= Records provided =

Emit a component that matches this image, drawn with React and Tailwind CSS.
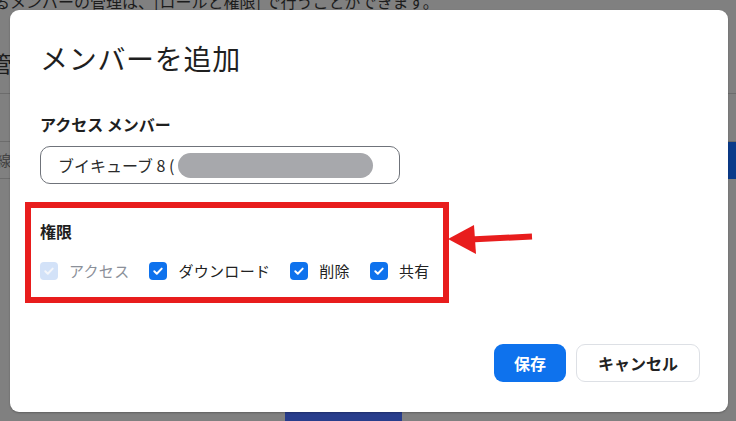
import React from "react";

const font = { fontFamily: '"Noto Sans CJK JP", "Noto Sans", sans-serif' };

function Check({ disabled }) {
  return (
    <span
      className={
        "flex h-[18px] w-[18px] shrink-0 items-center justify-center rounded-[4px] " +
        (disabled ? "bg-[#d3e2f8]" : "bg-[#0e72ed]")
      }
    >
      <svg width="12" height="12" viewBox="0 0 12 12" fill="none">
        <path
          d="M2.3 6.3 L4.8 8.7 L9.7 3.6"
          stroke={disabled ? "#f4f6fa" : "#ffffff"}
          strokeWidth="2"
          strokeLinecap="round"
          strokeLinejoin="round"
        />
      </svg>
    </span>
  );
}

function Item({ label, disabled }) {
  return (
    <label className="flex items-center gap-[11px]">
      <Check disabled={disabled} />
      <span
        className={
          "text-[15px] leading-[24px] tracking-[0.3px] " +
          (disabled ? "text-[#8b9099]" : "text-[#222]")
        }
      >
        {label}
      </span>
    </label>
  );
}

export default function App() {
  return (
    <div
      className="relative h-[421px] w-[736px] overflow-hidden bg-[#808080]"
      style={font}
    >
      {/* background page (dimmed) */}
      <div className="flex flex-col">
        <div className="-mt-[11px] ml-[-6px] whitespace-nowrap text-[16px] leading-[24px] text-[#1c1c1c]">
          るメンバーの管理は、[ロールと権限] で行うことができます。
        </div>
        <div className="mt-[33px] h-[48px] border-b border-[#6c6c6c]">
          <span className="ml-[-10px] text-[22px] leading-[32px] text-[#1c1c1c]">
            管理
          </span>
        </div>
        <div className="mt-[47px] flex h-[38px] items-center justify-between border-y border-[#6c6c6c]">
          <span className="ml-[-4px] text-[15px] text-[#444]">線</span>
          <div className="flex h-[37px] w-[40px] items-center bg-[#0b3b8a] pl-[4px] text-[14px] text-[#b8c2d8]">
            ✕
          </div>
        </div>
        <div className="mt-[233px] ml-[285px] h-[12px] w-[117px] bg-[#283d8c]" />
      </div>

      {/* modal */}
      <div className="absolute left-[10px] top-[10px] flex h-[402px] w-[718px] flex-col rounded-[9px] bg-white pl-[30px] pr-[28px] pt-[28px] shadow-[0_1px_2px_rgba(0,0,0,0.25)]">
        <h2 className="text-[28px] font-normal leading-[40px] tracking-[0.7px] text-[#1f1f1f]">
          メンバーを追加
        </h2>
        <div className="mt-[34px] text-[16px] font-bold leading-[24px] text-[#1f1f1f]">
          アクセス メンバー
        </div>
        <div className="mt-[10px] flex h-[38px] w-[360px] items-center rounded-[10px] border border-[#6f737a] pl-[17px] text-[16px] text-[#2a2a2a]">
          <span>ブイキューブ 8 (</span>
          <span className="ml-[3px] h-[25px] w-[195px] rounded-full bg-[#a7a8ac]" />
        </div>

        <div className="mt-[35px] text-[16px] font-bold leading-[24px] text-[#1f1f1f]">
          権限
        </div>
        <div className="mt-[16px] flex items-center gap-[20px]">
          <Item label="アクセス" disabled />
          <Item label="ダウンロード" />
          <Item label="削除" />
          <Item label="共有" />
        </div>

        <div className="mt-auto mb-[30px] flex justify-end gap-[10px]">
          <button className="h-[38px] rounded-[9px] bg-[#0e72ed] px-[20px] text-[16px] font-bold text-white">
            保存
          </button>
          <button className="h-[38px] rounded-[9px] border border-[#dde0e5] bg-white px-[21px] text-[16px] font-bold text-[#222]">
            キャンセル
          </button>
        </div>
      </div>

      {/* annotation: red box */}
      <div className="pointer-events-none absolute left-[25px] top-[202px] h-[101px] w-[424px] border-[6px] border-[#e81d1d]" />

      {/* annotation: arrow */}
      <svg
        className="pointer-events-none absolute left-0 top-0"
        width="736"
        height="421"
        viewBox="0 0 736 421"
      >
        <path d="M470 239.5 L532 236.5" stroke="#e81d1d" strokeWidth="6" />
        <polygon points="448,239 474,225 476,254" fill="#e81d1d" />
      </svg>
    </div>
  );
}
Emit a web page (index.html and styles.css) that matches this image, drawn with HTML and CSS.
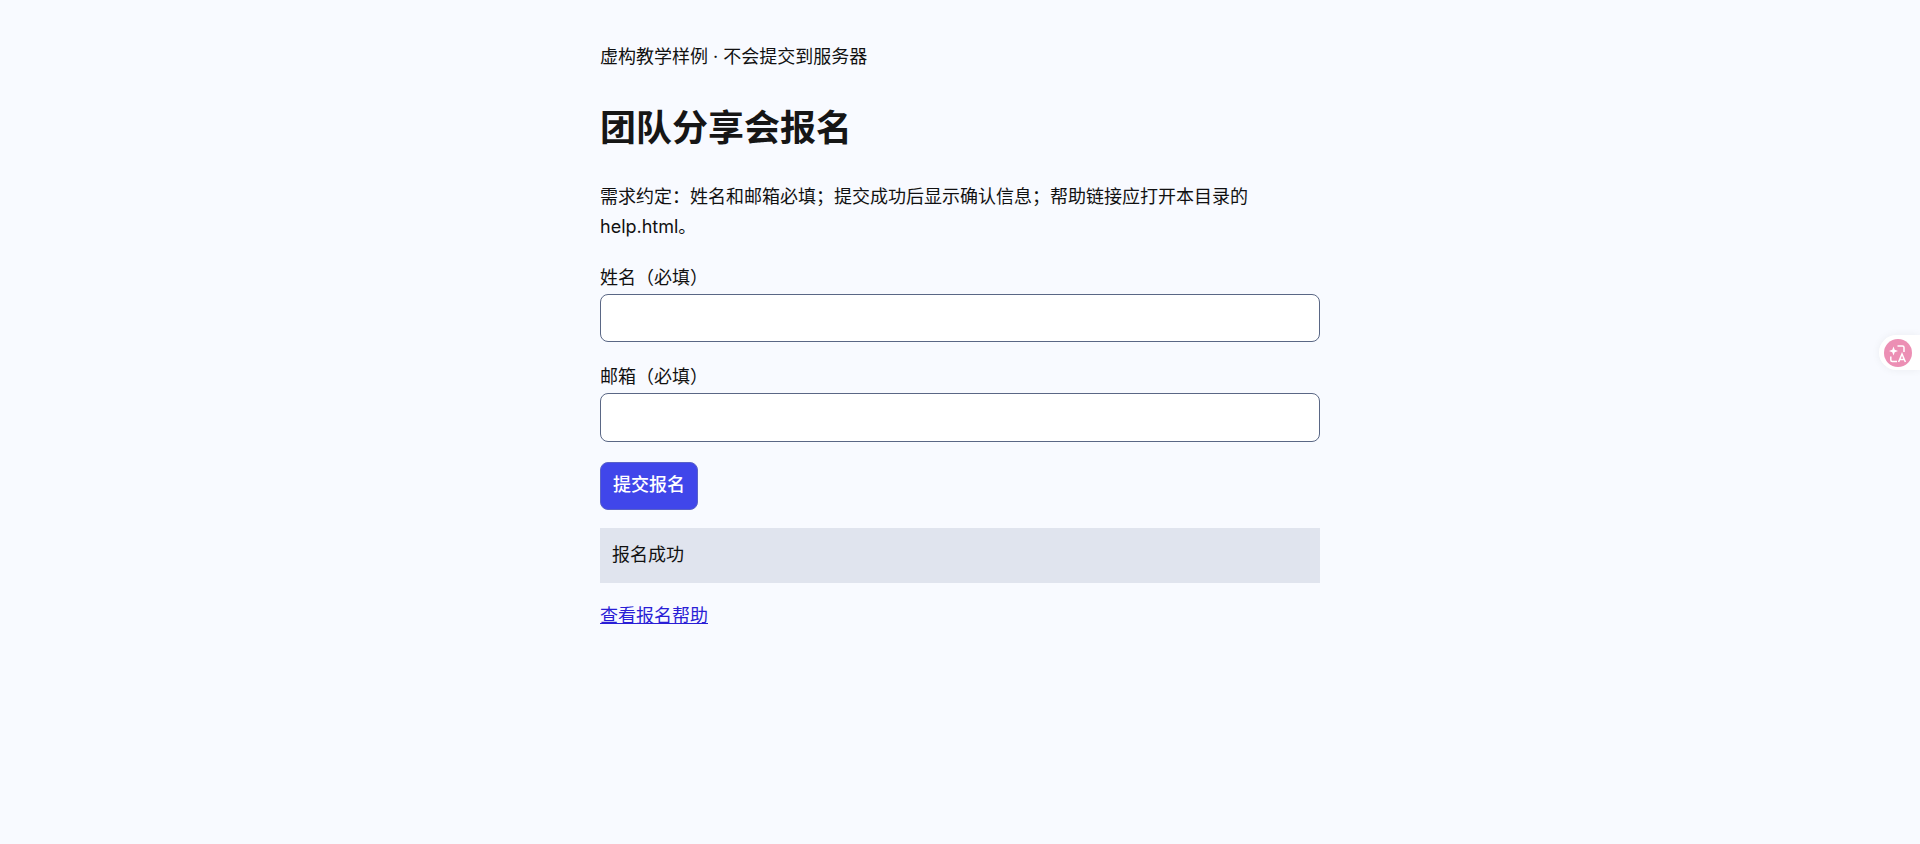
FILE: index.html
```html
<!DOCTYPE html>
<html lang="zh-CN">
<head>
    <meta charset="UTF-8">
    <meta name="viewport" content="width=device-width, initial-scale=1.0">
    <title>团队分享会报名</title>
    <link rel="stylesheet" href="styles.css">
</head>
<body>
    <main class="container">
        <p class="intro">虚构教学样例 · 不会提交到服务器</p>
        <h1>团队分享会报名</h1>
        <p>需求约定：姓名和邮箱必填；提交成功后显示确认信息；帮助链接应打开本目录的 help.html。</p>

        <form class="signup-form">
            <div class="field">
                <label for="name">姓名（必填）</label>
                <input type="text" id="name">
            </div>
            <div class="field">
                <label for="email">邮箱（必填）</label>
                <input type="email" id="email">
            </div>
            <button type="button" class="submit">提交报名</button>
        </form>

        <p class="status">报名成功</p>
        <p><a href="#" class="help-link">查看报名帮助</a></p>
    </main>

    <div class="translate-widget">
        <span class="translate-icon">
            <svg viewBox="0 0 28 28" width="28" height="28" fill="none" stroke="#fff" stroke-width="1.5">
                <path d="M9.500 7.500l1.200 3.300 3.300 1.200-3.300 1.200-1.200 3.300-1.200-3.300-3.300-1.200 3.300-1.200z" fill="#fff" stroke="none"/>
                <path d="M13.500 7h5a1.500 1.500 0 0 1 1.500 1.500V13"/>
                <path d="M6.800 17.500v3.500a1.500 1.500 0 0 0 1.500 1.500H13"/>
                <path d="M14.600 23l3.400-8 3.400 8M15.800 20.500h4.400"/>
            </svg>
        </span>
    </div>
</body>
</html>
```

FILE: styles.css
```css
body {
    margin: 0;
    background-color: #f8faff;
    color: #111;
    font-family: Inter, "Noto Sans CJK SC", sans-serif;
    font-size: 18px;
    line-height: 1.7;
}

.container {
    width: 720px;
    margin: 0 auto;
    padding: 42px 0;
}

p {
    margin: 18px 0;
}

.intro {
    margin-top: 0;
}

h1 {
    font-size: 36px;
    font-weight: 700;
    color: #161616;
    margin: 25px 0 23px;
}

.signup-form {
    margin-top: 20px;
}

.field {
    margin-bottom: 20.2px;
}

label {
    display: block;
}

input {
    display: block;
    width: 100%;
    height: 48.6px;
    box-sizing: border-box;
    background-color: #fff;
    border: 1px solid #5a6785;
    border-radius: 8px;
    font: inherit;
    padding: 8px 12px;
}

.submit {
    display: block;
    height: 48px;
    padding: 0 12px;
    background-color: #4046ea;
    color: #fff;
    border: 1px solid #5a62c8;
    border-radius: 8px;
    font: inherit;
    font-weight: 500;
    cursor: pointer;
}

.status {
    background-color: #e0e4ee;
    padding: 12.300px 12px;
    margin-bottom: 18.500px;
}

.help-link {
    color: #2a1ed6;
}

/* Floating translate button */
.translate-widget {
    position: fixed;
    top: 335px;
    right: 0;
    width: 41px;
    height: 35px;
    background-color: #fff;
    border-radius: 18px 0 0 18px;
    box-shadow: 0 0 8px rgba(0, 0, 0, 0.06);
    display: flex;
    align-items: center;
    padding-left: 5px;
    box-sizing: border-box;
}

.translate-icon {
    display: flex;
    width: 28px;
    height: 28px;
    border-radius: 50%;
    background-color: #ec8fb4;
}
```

= What is required =
Reproduce the entries above word for word. Pictures stay out.

= Solution to this task =
Emit a component that matches this image, drawn with React and Tailwind CSS.
import React from "react";

const font = { fontFamily: '"Noto Sans CJK JP", "Noto Sans", sans-serif' };

function Check({ disabled }) {
  return (
    <span
      className={
        "flex h-[18px] w-[18px] shrink-0 items-center justify-center rounded-[4px] " +
        (disabled ? "bg-[#d3e2f8]" : "bg-[#0e72ed]")
      }
    >
      <svg width="12" height="12" viewBox="0 0 12 12" fill="none">
        <path
          d="M2.3 6.3 L4.8 8.7 L9.7 3.6"
          stroke={disabled ? "#f4f6fa" : "#ffffff"}
          strokeWidth="2"
          strokeLinecap="round"
          strokeLinejoin="round"
        />
      </svg>
    </span>
  );
}

function Item({ label, disabled }) {
  return (
    <label className="flex items-center gap-[11px]">
      <Check disabled={disabled} />
      <span
        className={
          "text-[15px] leading-[24px] tracking-[0.3px] " +
          (disabled ? "text-[#8b9099]" : "text-[#222]")
        }
      >
        {label}
      </span>
    </label>
  );
}

export default function App() {
  return (
    <div
      className="relative h-[421px] w-[736px] overflow-hidden bg-[#808080]"
      style={font}
    >
      {/* background page (dimmed) */}
      <div className="flex flex-col">
        <div className="-mt-[11px] ml-[-6px] whitespace-nowrap text-[16px] leading-[24px] text-[#1c1c1c]">
          るメンバーの管理は、[ロールと権限] で行うことができます。
        </div>
        <div className="mt-[33px] h-[48px] border-b border-[#6c6c6c]">
          <span className="ml-[-10px] text-[22px] leading-[32px] text-[#1c1c1c]">
            管理
          </span>
        </div>
        <div className="mt-[47px] flex h-[38px] items-center justify-between border-y border-[#6c6c6c]">
          <span className="ml-[-4px] text-[15px] text-[#444]">線</span>
          <div className="flex h-[37px] w-[40px] items-center bg-[#0b3b8a] pl-[4px] text-[14px] text-[#b8c2d8]">
            ✕
          </div>
        </div>
        <div className="mt-[233px] ml-[285px] h-[12px] w-[117px] bg-[#283d8c]" />
      </div>

      {/* modal */}
      <div className="absolute left-[10px] top-[10px] flex h-[402px] w-[718px] flex-col rounded-[9px] bg-white pl-[30px] pr-[28px] pt-[28px] shadow-[0_1px_2px_rgba(0,0,0,0.25)]">
        <h2 className="text-[28px] font-normal leading-[40px] tracking-[0.7px] text-[#1f1f1f]">
          メンバーを追加
        </h2>
        <div className="mt-[34px] text-[16px] font-bold leading-[24px] text-[#1f1f1f]">
          アクセス メンバー
        </div>
        <div className="mt-[10px] flex h-[38px] w-[360px] items-center rounded-[10px] border border-[#6f737a] pl-[17px] text-[16px] text-[#2a2a2a]">
          <span>ブイキューブ 8 (</span>
          <span className="ml-[3px] h-[25px] w-[195px] rounded-full bg-[#a7a8ac]" />
        </div>

        <div className="mt-[35px] text-[16px] font-bold leading-[24px] text-[#1f1f1f]">
          権限
        </div>
        <div className="mt-[16px] flex items-center gap-[20px]">
          <Item label="アクセス" disabled />
          <Item label="ダウンロード" />
          <Item label="削除" />
          <Item label="共有" />
        </div>

        <div className="mt-auto mb-[30px] flex justify-end gap-[10px]">
          <button className="h-[38px] rounded-[9px] bg-[#0e72ed] px-[20px] text-[16px] font-bold text-white">
            保存
          </button>
          <button className="h-[38px] rounded-[9px] border border-[#dde0e5] bg-white px-[21px] text-[16px] font-bold text-[#222]">
            キャンセル
          </button>
        </div>
      </div>

      {/* annotation: red box */}
      <div className="pointer-events-none absolute left-[25px] top-[202px] h-[101px] w-[424px] border-[6px] border-[#e81d1d]" />

      {/* annotation: arrow */}
      <svg
        className="pointer-events-none absolute left-0 top-0"
        width="736"
        height="421"
        viewBox="0 0 736 421"
      >
        <path d="M470 239.5 L532 236.5" stroke="#e81d1d" strokeWidth="6" />
        <polygon points="448,239 474,225 476,254" fill="#e81d1d" />
      </svg>
    </div>
  );
}
Emit a web page (index.html and styles.css) that matches this image, drawn with HTML and CSS.
FILE: index.html
```html
<!DOCTYPE html>
<html lang="zh-CN">
<head>
    <meta charset="UTF-8">
    <meta name="viewport" content="width=device-width, initial-scale=1.0">
    <title>团队分享会报名</title>
    <link rel="stylesheet" href="styles.css">
</head>
<body>
    <main class="container">
        <p class="intro">虚构教学样例 · 不会提交到服务器</p>
        <h1>团队分享会报名</h1>
        <p>需求约定：姓名和邮箱必填；提交成功后显示确认信息；帮助链接应打开本目录的 help.html。</p>

        <form class="signup-form">
            <div class="field">
                <label for="name">姓名（必填）</label>
                <input type="text" id="name">
            </div>
            <div class="field">
                <label for="email">邮箱（必填）</label>
                <input type="email" id="email">
            </div>
            <button type="button" class="submit">提交报名</button>
        </form>

        <p class="status">报名成功</p>
        <p><a href="#" class="help-link">查看报名帮助</a></p>
    </main>

    <div class="translate-widget">
        <span class="translate-icon">
            <svg viewBox="0 0 28 28" width="28" height="28" fill="none" stroke="#fff" stroke-width="1.5">
                <path d="M9.500 7.500l1.200 3.300 3.300 1.200-3.300 1.200-1.200 3.300-1.200-3.300-3.300-1.200 3.300-1.200z" fill="#fff" stroke="none"/>
                <path d="M13.500 7h5a1.500 1.500 0 0 1 1.500 1.500V13"/>
                <path d="M6.800 17.500v3.500a1.500 1.500 0 0 0 1.500 1.500H13"/>
                <path d="M14.600 23l3.400-8 3.400 8M15.800 20.500h4.400"/>
            </svg>
        </span>
    </div>
</body>
</html>
```

FILE: styles.css
```css
body {
    margin: 0;
    background-color: #f8faff;
    color: #111;
    font-family: Inter, "Noto Sans CJK SC", sans-serif;
    font-size: 18px;
    line-height: 1.7;
}

.container {
    width: 720px;
    margin: 0 auto;
    padding: 42px 0;
}

p {
    margin: 18px 0;
}

.intro {
    margin-top: 0;
}

h1 {
    font-size: 36px;
    font-weight: 700;
    color: #161616;
    margin: 25px 0 23px;
}

.signup-form {
    margin-top: 20px;
}

.field {
    margin-bottom: 20.2px;
}

label {
    display: block;
}

input {
    display: block;
    width: 100%;
    height: 48.6px;
    box-sizing: border-box;
    background-color: #fff;
    border: 1px solid #5a6785;
    border-radius: 8px;
    font: inherit;
    padding: 8px 12px;
}

.submit {
    display: block;
    height: 48px;
    padding: 0 12px;
    background-color: #4046ea;
    color: #fff;
    border: 1px solid #5a62c8;
    border-radius: 8px;
    font: inherit;
    font-weight: 500;
    cursor: pointer;
}

.status {
    background-color: #e0e4ee;
    padding: 12.300px 12px;
    margin-bottom: 18.500px;
}

.help-link {
    color: #2a1ed6;
}

/* Floating translate button */
.translate-widget {
    position: fixed;
    top: 335px;
    right: 0;
    width: 41px;
    height: 35px;
    background-color: #fff;
    border-radius: 18px 0 0 18px;
    box-shadow: 0 0 8px rgba(0, 0, 0, 0.06);
    display: flex;
    align-items: center;
    padding-left: 5px;
    box-sizing: border-box;
}

.translate-icon {
    display: flex;
    width: 28px;
    height: 28px;
    border-radius: 50%;
    background-color: #ec8fb4;
}
```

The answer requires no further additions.